Set problem:
Records follow. Pull out every line that contains "styled".

::::::::::

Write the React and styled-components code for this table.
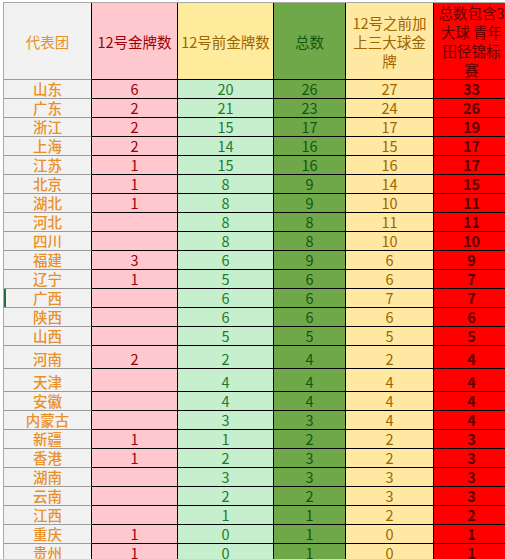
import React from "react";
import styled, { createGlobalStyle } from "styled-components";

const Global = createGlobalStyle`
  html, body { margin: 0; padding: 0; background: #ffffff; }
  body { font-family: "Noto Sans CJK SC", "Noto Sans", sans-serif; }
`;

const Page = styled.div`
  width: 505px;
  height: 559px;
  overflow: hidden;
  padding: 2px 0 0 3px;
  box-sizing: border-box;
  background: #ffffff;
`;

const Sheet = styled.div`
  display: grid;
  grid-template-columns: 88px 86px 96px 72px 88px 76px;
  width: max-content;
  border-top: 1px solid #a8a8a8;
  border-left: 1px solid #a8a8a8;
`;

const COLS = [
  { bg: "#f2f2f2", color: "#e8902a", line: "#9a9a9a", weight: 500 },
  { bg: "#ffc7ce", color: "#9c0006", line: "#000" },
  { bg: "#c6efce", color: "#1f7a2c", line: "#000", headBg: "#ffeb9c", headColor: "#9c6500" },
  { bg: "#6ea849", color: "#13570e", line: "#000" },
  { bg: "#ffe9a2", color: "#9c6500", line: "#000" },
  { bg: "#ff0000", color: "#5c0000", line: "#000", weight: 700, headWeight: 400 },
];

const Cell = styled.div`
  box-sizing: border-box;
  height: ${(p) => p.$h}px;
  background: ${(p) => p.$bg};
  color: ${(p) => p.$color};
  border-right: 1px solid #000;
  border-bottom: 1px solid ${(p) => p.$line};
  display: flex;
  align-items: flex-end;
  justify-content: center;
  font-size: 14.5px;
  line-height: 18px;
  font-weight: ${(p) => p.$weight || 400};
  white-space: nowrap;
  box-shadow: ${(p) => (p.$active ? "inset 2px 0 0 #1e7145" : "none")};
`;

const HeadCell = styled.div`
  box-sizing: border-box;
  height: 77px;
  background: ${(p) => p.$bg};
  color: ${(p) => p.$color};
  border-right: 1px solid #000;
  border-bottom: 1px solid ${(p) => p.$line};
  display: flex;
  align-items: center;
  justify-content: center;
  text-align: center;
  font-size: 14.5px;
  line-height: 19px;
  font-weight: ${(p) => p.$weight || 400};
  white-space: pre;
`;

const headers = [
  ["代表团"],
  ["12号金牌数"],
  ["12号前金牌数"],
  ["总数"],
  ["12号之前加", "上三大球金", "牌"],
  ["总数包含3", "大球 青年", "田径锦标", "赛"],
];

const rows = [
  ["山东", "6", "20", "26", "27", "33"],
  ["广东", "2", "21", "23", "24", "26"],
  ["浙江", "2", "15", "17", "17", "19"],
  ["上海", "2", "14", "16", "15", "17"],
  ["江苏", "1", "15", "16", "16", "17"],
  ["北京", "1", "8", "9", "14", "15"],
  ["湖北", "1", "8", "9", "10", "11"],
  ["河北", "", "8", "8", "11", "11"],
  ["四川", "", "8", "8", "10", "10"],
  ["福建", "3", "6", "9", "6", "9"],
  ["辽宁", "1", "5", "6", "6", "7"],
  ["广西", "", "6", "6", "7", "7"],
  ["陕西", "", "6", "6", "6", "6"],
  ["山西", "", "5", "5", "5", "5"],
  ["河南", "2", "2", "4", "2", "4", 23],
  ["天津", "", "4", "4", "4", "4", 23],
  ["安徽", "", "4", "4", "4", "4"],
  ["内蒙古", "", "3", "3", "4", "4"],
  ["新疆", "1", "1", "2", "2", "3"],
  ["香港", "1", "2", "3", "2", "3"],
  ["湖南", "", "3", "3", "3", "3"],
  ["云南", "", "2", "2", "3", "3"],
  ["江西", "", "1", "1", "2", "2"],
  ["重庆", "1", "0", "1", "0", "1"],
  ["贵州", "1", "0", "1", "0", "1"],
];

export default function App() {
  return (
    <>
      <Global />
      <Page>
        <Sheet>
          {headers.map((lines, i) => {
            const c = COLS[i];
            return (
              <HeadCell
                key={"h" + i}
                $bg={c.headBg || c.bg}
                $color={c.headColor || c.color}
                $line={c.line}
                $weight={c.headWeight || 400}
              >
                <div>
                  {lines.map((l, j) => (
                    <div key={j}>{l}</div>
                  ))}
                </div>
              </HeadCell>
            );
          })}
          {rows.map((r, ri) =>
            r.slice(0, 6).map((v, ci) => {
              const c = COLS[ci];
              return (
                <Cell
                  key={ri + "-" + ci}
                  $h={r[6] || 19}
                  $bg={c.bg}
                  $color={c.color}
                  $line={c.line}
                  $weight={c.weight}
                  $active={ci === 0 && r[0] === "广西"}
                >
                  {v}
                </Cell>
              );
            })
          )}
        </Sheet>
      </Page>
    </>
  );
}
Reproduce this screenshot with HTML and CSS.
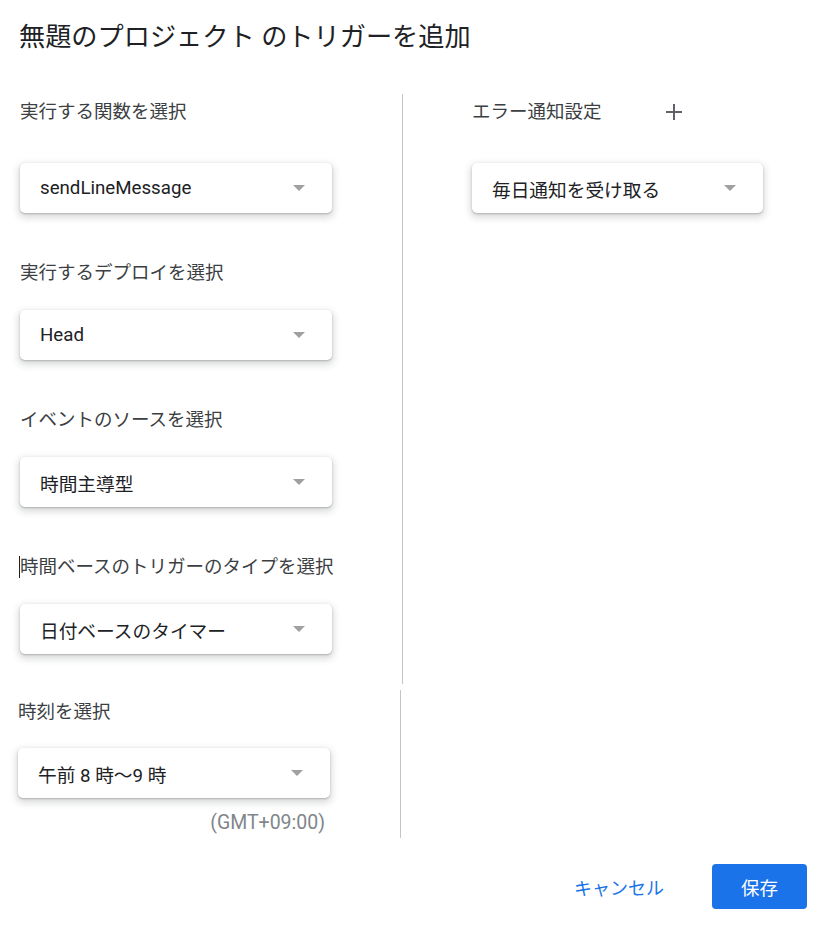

::::::::::

Worked solution:
Write the React and styled-components code for this table.
import styled, { createGlobalStyle } from "styled-components";
const Page = styled.div`
const Sheet = styled.div`
const Cell = styled.div`
const HeadCell = styled.div`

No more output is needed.